The UN is talking a treaty to reduce arms in the world, the NRA is going to fight it. How crazy is that. It is a $70billion business that kills more than one person minute 24/7, and these clowns want to not just continue it, but expand it? As the world’s largest selling terrorist weapon is the AK47, which is not manufactured in the US, why would they want to not support a ban?
The largest consumers of weapons has to be governments and terrorists and drug cartels. Governments use weapons for war, then sell the surplus to terrorists and drug lords. The terrorists and drug lords are then used by Governments in campaigns to spend even more money on armaments that eventually wind up in the hands of the very people they are trying to wipe out. The terrorists are also used to undermine civil liberties in all nations, and drug lords are used to fill prisons with other idiots. The US has a number of security acts of Congress, rationalized by the Senate, signed into law by the President that just tread all over the US Constitution. Australia has something similar, but we do not have “Amendments” to protect civil liberties, we have “common law”, which has been extinguished by similar security acts of Parliament.
The “Drug War” is well and truly lost, but no-one is publicly saying it- it is being downgraded in favour of terrorism. We no longer hear about drug busts or shoot outs or meth labs exploding, terrorism is far more prominent in the media and public conciousness.
The real trouble is that once a Government gets a taste for that kind of power, it becomes seriously addictive. In short, it is impossible to get that legislation repealed or changed without a challenge from the highest court in the land.
President Obama made it clear in a speech earlier in 2012, that the US Constitution did not apply to non-US citizens. No wonder Julian Assange is worried, after all, he has had more than one commentator, several politicians and advisers call for his assassination. Incitement to murder non US citizens is OK, apparently. What difference is this situation with that of Salman Rushdie and the book “Satanic Verses”. Rushdie was supplied protection by the British government for years. I cannot see the same for Assange, but I can see him being murdered. So much for the constitutional rights of anyone who is not an American. While we are on the subject. Why has his own Government, Australia, abandoned him to the vagaries of the Swedish justice system? Prosecutors already dismissed the matter once, so why has it been resurrected? There has to be causes not publicly announced, or mentioned in the British extradition court case. It should be obvious to anyone by now that there has been no negative consequences to anyone other than Assange. Freedom of the press be damned here, by the looks of it. If Assange is hunted for distributing documents leaked to him that the New York Post and other press blatantly published, then why have they not been held to account? More than a double standard here I think.
Guns and government, media and fear, all these things are, I suggest, products of the US reinvention of the tribal mentality. A once successful and now indolent society that is turning on itself. Cannibalism is never a pretty sight.

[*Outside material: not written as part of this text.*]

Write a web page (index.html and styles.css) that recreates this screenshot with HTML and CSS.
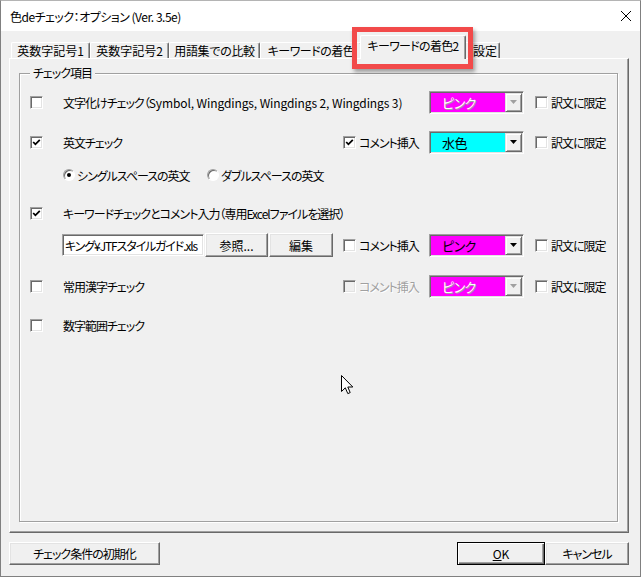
FILE: index.html
```html
<!DOCTYPE html>
<html lang="ja">
<head>
  <meta charset="UTF-8">
  <title>色deチェック：オプション</title>
  <link rel="stylesheet" href="styles.css">
</head>
<body>

  <div class="window">
    <div class="titlebar">
      <span class="title">色deチェック：オプション (Ver. 3.5e)</span>
      <svg class="close" width="12" height="12" viewBox="0 0 12 12"><path d="M1 1L11 11M11 1L1 11" stroke="#000" stroke-width="1"/></svg>
    </div>

    <div class="tabs">
      <div class="tab t1">英数字記号1</div>
      <div class="tab t2">英数字記号2</div>
      <div class="tab t3">用語集での比較</div>
      <div class="tab t4">キーワードの着色</div>
      <div class="tab active">キーワードの着色2</div>
      <div class="tab t6">設定</div>
    </div>

    <div class="panel">
      <div class="group">
        <span class="legend">チェック項目</span>
        <div class="grid">
          <!-- 文字化け -->
          <div class="cell c1"><span class="cb"></span></div>
          <div class="cell c2 wide2">文字化けチェック（<span class="latin">Symbol, Wingdings, Wingdings 2, Wingdings 3)</span></div>
          <div class="cell c4">
            <div class="combo pink disabled"><span class="val">ピンク</span><span class="drop"><svg width="7" height="4" viewBox="0 0 7 4"><path d="M0 0H7L3.5 4Z"/></svg></span></div>
          </div>
          <div class="cell c5"><span class="cb"></span><span class="lbl">訳文に限定</span></div>

          <!-- 英文 -->
          <div class="cell c1"><span class="cb"><svg width="9" height="9" viewBox="0 0 9 9"><polyline points="1.2,4 3.4,6.3 7.8,1.8" fill="none" stroke="#000" stroke-width="1.8"/></svg></span></div>
          <div class="cell c2">英文チェック</div>
          <div class="cell c3"><span class="cb"><svg width="9" height="9" viewBox="0 0 9 9"><polyline points="1.2,4 3.4,6.3 7.8,1.8" fill="none" stroke="#000" stroke-width="1.8"/></svg></span><span class="lbl">コメント挿入</span></div>
          <div class="cell c4">
            <div class="combo cyan"><span class="val">水色</span><span class="drop"><svg width="7" height="4" viewBox="0 0 7 4"><path d="M0 0H7L3.5 4Z"/></svg></span></div>
          </div>
          <div class="cell c5"><span class="cb"></span><span class="lbl">訳文に限定</span></div>

          <!-- スペース -->
          <div class="cell c2 wide4">
            <span class="opt first"><span class="radio on"></span><span class="lbl">シングルスペースの英文</span></span>
            <span class="opt"><span class="radio"></span><span class="lbl">ダブルスペースの英文</span></span>
          </div>

          <!-- キーワード -->
          <div class="cell c1"><span class="cb"><svg width="9" height="9" viewBox="0 0 9 9"><polyline points="1.2,4 3.4,6.3 7.8,1.8" fill="none" stroke="#000" stroke-width="1.8"/></svg></span></div>
          <div class="cell c2 wide4">キーワードチェックとコメント入力（専用Excelファイルを選択）</div>

          <div class="cell c2">
            <div class="field">キング¥JTFスタイルガイド.xls</div>
            <button class="btn browse">参照...</button>
            <button class="btn edit">編集</button>
          </div>
          <div class="cell c3"><span class="cb"></span><span class="lbl">コメント挿入</span></div>
          <div class="cell c4">
            <div class="combo pink"><span class="val">ピンク</span><span class="drop"><svg width="7" height="4" viewBox="0 0 7 4"><path d="M0 0H7L3.5 4Z"/></svg></span></div>
          </div>
          <div class="cell c5"><span class="cb"></span><span class="lbl">訳文に限定</span></div>

          <!-- 常用漢字 -->
          <div class="cell c1"><span class="cb"></span></div>
          <div class="cell c2">常用漢字チェック</div>
          <div class="cell c3 off"><span class="cb"></span><span class="lbl">コメント挿入</span></div>
          <div class="cell c4">
            <div class="combo pink disabled"><span class="val">ピンク</span><span class="drop"><svg width="7" height="4" viewBox="0 0 7 4"><path d="M0 0H7L3.5 4Z"/></svg></span></div>
          </div>
          <div class="cell c5"><span class="cb"></span><span class="lbl">訳文に限定</span></div>

          <!-- 数字範囲 -->
          <div class="cell c1"><span class="cb"></span></div>
          <div class="cell c2">数字範囲チェック</div>
        </div>
      </div>
    </div>

    <div class="footer">
      <button class="btn reset">チェック条件の初期化</button>
      <button class="btn ok default"><u>O</u>K</button>
      <button class="btn cancel">キャンセル</button>
    </div>

    <div class="highlight"></div>
    <svg class="pointer" width="13" height="20" viewBox="0 0 13 20"><path d="M0.5 0.5V16.5L4.3 12.8L6.8 18.6L9.2 17.6L6.8 12H11.8Z" fill="#fff" stroke="#000" stroke-width="1"/></svg>
  </div>

</body>
</html>
```

FILE: styles.css
```css
* {
  box-sizing: border-box;
}

body {
  margin: 0;
  background-color: #fff;
  font-family: "Noto Sans CJK JP", "Noto Sans", sans-serif;
  font-size: 12px;
  color: #000;
  font-feature-settings: "palt";
}

.window {
  position: relative;
  width: 641px;
  height: 577px;
  border: 1px solid #808080;
  border-top-color: #b4b4b4;
  background-color: #f0f0f0;
  display: flex;
  flex-direction: column;
  overflow: hidden;
}

.titlebar {
  height: 30px;
  flex: none;
  background-color: #fff;
  display: flex;
  align-items: center;
  justify-content: space-between;
  padding: 0 8px 0 9px;
}

.title {
  letter-spacing: -0.5px;
}

/* tabs */
.tabs {
  height: 27px;
  flex: none;
  display: flex;
  align-items: flex-end;
  padding-left: 10px;
}

.tab {
  height: 16px;
  display: flex;
  align-items: center;
  justify-content: center;
  border-top: 1px solid #fff;
  border-left: 1px solid #fff;
  border-right: 1px solid #696969;
  box-shadow: inset -1px 0 0 #a0a0a0;
  border-radius: 2px 2px 0 0;
  white-space: nowrap;
  overflow: hidden;
  line-height: 14px;
}

.t1, .t2 { width: 79px; }
.t3 { width: 91px; letter-spacing: -0.3px; }
.t4 { width: 102px; letter-spacing: -0.5px; }
.t6 { width: 36px; justify-content: flex-start; padding-left: 8px; }

.tab.active {
  position: relative;
  z-index: 2;
  width: 106px;
  height: 24px;
  margin: 0 -2px -1px -2px;
  padding-bottom: 3px;
  background-color: #f0f0f0;
  letter-spacing: -0.7px;
}

/* panel */
.panel {
  margin-left: 8px;
  width: 620px;
  height: 475px;
  flex: none;
  border: 1px solid;
  border-color: #fff #696969 #696969 #fff;
  box-shadow: inset -1px -1px 0 #a0a0a0;
  padding: 14px 10px 10px 9px;
  display: flex;
}

.group {
  flex: 1;
  position: relative;
  border: 1px solid #a0a0a0;
  box-shadow: inset 1px 1px 0 #fff, 1px 1px 0 #fff;
  padding-top: 16px;
}

.legend {
  position: absolute;
  top: -9px;
  left: 10px;
  padding: 0 3px;
  line-height: 16px;
  letter-spacing: -1px;
  background-color: #f0f0f0;
}

.grid {
  display: grid;
  grid-template-columns: 43px 280px 86px 106px 1fr;
  grid-template-rows: 40px 33px 38px 32px 41px 39px 24px;
  letter-spacing: -1px;
}

.cell {
  height: 24px;
  display: flex;
  align-items: center;
  white-space: nowrap;
}

.latin {
  letter-spacing: -0.1px;
}

.c1 { grid-column: 1; padding-left: 10px; }
.c2 { grid-column: 2; }
.c3 { grid-column: 3; }
.c4 { grid-column: 4; }
.c5 { grid-column: 5; }
.wide2 { grid-column: 2 / 4; }
.wide4 { grid-column: 2 / 6; }

.lbl {
  margin-left: 3px;
}

.off .lbl {
  color: #a0a0a0;
  text-shadow: 1px 1px 0 #fff;
}

/* checkbox and radio */
.cb {
  width: 13px;
  height: 13px;
  flex: none;
  display: flex;
  align-items: center;
  justify-content: center;
  background-color: #fff;
  border: 1px solid;
  border-color: #a0a0a0 #fff #fff #a0a0a0;
  box-shadow: inset 1px 1px 0 #696969, inset -1px -1px 0 #e3e3e3;
}

.off .cb {
  background-color: #f0f0f0;
}

.opt {
  display: flex;
  align-items: center;
}

.opt.first {
  width: 144px;
}

.radio {
  width: 12px;
  height: 12px;
  flex: none;
  border-radius: 50%;
  background-color: #fff;
  border: 1px solid;
  border-color: #a0a0a0 #fff #fff #a0a0a0;
  box-shadow: inset 1px 1px 0 #696969;
  display: flex;
  align-items: center;
  justify-content: center;
}

.radio.on::after {
  content: "";
  width: 4px;
  height: 4px;
  border-radius: 50%;
  background-color: #000;
}

.opt .lbl {
  margin-left: 2px;
}

/* combo box */
.combo {
  width: 95px;
  height: 23px;
  display: flex;
  align-items: stretch;
  border: 1px solid;
  border-color: #a0a0a0 #fff #fff #a0a0a0;
  box-shadow: inset 1px 1px 0 #696969, inset -1px -1px 0 #e3e3e3;
  padding: 1px;
}

.combo.pink { background-color: #ff00ff; }
.combo.cyan { background-color: #00ffff; }

.val {
  flex: 1;
  display: flex;
  align-items: center;
  padding-left: 11px;
  font-size: 13px;
  letter-spacing: -0.5px;
}

.disabled .val {
  color: #fff;
  text-shadow: 1px 1px 0 #a0a0a0;
}

.drop {
  width: 17px;
  flex: none;
  display: flex;
  align-items: center;
  justify-content: center;
  background-color: #f0f0f0;
  border: 1px solid;
  border-color: #e3e3e3 #696969 #696969 #e3e3e3;
  box-shadow: inset 1px 1px 0 #fff, inset -1px -1px 0 #a0a0a0;
}

.drop svg {
  fill: #000;
}

.disabled .drop svg {
  fill: #a0a0a0;
}

/* file field and buttons */
.field {
  width: 142px;
  height: 22px;
  margin-left: -1px;
  display: flex;
  align-items: center;
  overflow: hidden;
  background-color: #fff;
  border: 1px solid;
  border-color: #a0a0a0 #fff #fff #a0a0a0;
  box-shadow: inset 1px 1px 0 #696969, inset -1px -1px 0 #e3e3e3;
  padding: 0 2px;
  letter-spacing: -1.1px;
}

.btn {
  height: 23px;
  padding: 0;
  font-family: inherit;
  font-size: 12px;
  color: #000;
  background-color: #f0f0f0;
  border: 1px solid;
  border-color: #fff #696969 #696969 #fff;
  box-shadow: inset -1px -1px 0 #a0a0a0, inset 1px 1px 0 #e3e3e3;
  font-feature-settings: "palt";
  letter-spacing: -1px;
}

.browse {
  width: 63px;
  height: 24px;
  margin-left: 1px;
  letter-spacing: 0;
}

.edit {
  width: 64px;
  height: 24px;
  margin-left: 1px;
  letter-spacing: 0;
}

.footer {
  height: 43px;
  flex: none;
  display: flex;
  align-items: flex-start;
  padding: 9px 11px 0 8px;
}

.reset {
  width: 151px;
}

.ok {
  width: 88px;
  margin-left: auto;
  letter-spacing: 0;
}

.btn.default {
  border-color: #000;
  box-shadow: inset 1px 1px 0 #fff, inset -1px -1px 0 #696969, inset -2px -2px 0 #a0a0a0;
}

.cancel {
  width: 84px;
}

/* overlays */
.highlight {
  position: absolute;
  left: 351px;
  top: 26px;
  width: 121px;
  height: 42px;
  border: 5px solid #f24a4a;
  box-shadow: 2px 3px 4px rgba(0, 0, 0, 0.35);
  z-index: 3;
}

.pointer {
  position: absolute;
  left: 340px;
  top: 374px;
}
```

EDIT: Jack Reacher has just been released in this country and the first reviews are pretty ordinary. (Well, OK, film critics deserve a serve every now and again for the fatuous tripe they often write but it is the lack of understanding they frequently display that I find so mind-bogglingly inane.) Jack Reacher is a violent film, based in violence where violence is the answer to everything. That is the message inherent in US movies since before John Wayne. Sure, violence is entertaining, it can be funny, it can be poignant, it can be frightening, shocking even, but it is still violence. As long as it is that stylized and completely unrealistic violence of one man, or woman, taking on many, who can forget Uma Thurman in the Japanese tea-house, or John Wayne at the Alamo, or one on one Peter Griffin and the chicken, violent, but funny too. When it is too realistic, some will think that violence is the only way to solve their problems. Guns are accessible, guns are solutions to problems, that is a key issue that must be dealt with.
Very violent films, like some of Sam Peckinpahs’ movies, others like “The Godfather”, “Reservoir Dogs” “Kill Bill”, are not always indifferent to the effect of that violence. Too many movies are, or their “anti-violence” messages are too obscure, or too bland, to be clearly meaningful.
Another key issue is the essential ethics of the position that are being taken. Note, ethics, not morality, are the key. Is it ethical or unethical to continue with what is being done, as the answer to weapons seems to be even more weapons?